Assumption 6: I assume that all concurrent expertise activities of
the human species flow from the quality of the instrument that has
been developed by perception and the practice of the Arts. You might
say that in the beginning everything is built on the Arts. Eating,
toilet training, walking, sounding, smelling, hearing, talking,
touching, moving, etc.

Assumption 7: I assume that talents (potential) and opportunity
interact at various times and places in the individual's life to
direct the Artistic Hardwiring into either further artistic
development e.g. taste and technique or the development of skills in
the flowering of human endeavor.

Assumption 8: I assume that at certain times in life the brain wiring
becomes more rigid and the likelihood of change becomes more
difficult.

Assumption 9: I assume that perceptual practice in the arts keeps the
mind flexible and slows down the pulse of aging and keeps change more
available.

Assumption 10: I assume that every profession has an artistic side to
it and that side is what does the same thing using other skills. But
the primal skill is based in the arts themselves.

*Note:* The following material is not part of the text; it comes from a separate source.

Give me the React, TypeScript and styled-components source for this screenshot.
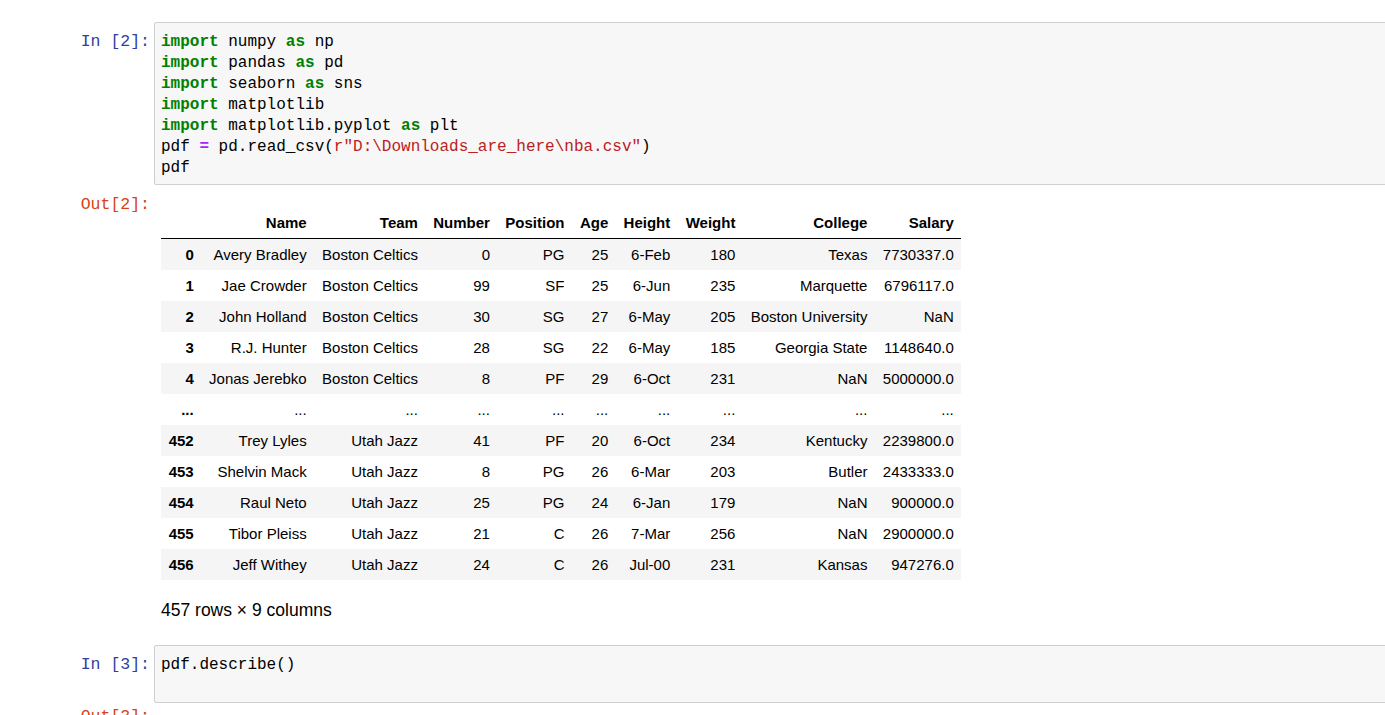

Assumption 11: I assume that the professions of a modern society are
the same to that society as systems in the body.

Assumption 12: I assume that a complete look at the intelligence and
health of the society requires not only artistic thought but also an
examination from the viewpoint of each system.

Assumption 13. I assume that humans cannot exist without other humans
input and that at its heart the primal activity is sexual just as the
perceptual activity is Aesthetic. In short we could say that all
ensemble or team learning has sexual pleasure as the original
motivating factor for the first communication.

Assumption 14: I assume that it is good to go beyond that primal
motivation and find further purposes in human interaction.

Assumption 15: I make the same assumption about the arts.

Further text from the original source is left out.